Zatezalo expressed frustration with the poor results of the Scofflaw Program, which was launched by the Mine Safety and Health Administration (MSHA) in 2007 for the express purpose of going after unpaid fines – but has allowed $67 million in delinquent penalties to accrue since its inception.

He noted that only 16 citations for failure to pay penalties were issued, and only five orders requiring a mine to shut down operations while continuing to pay miners their wages were issued during that time.

Zatezalo said he would be stepping up efforts to ensure mine operators pay their safety and health fines and abate the hazards identified in their operations.

“These penalties are an important reminder of the need to ensure safe and healthy working conditions for America’s miners.”

He also pointed out that not paying penalties and abating hazards is unfair to mine operators “who play by the rules,” because it allows the scofflaws to gain an unfair competitive advantage in the marketplace.
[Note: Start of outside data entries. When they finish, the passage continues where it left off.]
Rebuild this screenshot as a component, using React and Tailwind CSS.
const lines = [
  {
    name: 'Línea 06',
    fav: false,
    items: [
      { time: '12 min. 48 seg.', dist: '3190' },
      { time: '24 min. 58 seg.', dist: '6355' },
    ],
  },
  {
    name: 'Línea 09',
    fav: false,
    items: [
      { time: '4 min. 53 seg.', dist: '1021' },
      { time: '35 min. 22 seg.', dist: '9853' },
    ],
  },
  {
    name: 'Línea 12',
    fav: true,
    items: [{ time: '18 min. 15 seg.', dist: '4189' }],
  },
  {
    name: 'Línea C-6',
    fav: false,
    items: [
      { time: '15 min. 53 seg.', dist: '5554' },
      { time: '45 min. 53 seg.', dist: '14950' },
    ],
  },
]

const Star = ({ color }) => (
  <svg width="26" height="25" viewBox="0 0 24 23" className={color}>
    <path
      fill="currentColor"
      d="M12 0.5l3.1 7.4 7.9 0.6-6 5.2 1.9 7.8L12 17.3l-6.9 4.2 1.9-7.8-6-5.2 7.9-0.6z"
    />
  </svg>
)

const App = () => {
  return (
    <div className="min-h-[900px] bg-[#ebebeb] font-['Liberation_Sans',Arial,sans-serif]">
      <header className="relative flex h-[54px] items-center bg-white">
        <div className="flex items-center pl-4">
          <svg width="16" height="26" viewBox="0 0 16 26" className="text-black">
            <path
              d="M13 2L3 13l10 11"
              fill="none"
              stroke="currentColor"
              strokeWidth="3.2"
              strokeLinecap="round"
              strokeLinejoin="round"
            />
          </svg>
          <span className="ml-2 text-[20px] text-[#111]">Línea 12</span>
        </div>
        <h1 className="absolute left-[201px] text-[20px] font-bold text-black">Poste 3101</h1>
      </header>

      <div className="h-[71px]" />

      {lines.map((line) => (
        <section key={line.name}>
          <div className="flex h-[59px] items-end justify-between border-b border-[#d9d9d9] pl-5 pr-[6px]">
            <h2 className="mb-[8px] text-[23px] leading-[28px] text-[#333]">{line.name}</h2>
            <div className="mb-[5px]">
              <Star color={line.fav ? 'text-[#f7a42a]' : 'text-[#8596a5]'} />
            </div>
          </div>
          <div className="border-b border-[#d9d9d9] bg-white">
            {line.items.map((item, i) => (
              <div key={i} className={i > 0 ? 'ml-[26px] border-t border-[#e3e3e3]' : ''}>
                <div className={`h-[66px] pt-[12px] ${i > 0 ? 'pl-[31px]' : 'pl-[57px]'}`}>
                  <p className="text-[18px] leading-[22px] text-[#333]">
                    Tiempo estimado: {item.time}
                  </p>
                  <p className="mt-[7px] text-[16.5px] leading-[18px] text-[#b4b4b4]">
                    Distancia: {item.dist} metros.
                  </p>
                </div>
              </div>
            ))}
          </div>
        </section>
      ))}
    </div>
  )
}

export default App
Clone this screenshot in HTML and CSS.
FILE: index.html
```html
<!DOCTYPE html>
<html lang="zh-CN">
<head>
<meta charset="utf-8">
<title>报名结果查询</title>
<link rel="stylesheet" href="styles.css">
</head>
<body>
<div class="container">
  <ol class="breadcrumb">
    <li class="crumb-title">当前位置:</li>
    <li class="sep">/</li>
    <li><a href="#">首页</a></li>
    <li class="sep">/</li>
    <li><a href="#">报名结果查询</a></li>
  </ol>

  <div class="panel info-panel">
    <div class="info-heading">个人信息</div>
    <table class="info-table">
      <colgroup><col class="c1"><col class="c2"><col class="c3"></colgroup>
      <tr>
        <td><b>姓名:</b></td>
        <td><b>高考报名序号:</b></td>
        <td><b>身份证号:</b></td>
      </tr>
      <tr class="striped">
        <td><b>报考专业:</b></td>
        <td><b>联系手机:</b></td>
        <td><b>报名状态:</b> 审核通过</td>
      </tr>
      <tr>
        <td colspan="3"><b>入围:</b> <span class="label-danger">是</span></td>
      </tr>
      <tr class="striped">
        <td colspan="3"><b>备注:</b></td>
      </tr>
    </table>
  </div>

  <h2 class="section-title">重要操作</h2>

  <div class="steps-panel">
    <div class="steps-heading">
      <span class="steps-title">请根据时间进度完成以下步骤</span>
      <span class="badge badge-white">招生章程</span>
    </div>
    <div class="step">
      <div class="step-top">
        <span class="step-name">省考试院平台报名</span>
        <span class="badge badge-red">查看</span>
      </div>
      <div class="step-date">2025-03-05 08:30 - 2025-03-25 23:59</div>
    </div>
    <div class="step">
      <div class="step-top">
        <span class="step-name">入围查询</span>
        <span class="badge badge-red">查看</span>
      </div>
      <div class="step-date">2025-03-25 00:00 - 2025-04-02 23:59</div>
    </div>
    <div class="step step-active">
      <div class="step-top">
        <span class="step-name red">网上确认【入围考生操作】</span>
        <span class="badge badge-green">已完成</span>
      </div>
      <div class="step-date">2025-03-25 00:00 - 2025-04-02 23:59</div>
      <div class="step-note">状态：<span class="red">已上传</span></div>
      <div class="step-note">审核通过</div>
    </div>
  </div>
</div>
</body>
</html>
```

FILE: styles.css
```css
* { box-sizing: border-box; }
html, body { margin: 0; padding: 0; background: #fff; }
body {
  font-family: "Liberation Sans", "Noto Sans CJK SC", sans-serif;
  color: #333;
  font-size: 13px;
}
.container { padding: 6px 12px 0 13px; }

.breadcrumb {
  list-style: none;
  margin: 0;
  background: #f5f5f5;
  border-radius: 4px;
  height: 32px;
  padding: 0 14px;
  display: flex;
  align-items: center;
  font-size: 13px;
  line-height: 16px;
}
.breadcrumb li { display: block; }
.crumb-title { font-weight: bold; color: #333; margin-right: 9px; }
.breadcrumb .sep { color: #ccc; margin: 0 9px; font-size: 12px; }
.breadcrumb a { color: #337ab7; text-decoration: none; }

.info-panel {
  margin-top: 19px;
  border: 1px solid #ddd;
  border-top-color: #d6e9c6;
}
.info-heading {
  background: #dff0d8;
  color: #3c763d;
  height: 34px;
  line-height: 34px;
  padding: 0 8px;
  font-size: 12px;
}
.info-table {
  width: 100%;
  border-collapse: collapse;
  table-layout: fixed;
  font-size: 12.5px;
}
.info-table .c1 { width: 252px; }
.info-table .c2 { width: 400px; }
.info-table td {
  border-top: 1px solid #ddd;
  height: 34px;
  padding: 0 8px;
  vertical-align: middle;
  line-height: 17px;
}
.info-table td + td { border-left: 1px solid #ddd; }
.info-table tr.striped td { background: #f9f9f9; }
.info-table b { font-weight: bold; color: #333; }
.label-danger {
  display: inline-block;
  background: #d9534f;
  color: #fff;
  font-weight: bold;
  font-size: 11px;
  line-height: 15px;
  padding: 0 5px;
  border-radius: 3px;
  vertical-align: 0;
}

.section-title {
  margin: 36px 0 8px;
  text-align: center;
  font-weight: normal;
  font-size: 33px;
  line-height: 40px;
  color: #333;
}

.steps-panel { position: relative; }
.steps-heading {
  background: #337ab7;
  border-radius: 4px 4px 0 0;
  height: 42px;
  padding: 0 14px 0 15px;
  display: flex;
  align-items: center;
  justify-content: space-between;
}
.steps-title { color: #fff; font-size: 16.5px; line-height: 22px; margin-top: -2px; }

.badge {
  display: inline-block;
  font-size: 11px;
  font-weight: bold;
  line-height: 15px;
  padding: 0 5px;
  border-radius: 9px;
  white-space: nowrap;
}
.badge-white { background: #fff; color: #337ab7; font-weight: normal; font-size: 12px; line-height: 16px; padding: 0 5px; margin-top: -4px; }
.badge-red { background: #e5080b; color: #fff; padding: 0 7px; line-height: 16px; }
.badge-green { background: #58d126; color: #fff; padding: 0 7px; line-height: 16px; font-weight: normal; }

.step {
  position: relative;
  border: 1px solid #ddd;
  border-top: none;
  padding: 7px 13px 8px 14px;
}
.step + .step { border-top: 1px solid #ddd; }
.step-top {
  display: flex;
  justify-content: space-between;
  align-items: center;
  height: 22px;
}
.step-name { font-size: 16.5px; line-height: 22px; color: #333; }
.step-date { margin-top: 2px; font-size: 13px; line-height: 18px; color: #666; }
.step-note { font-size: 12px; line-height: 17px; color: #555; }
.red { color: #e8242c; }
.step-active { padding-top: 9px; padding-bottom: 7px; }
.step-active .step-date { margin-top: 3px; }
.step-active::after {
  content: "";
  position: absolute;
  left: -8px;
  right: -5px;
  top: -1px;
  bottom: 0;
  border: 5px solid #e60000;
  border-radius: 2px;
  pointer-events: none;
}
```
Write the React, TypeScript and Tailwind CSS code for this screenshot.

Mine operators who fail to pay up – or to show good faith and arrange to pay their penalties will be pursued “with every means under the law,” said Zatezalo. Mine operators who do not pay can be forced to shut down production until fines are resolved (although miners will still be paid).

Citations for safety and health violations – which carry monetary penalties – are issued during annual inspections of mining operations conducted by MSHA inspectors. The collected penalties go to the U.S. Treasury.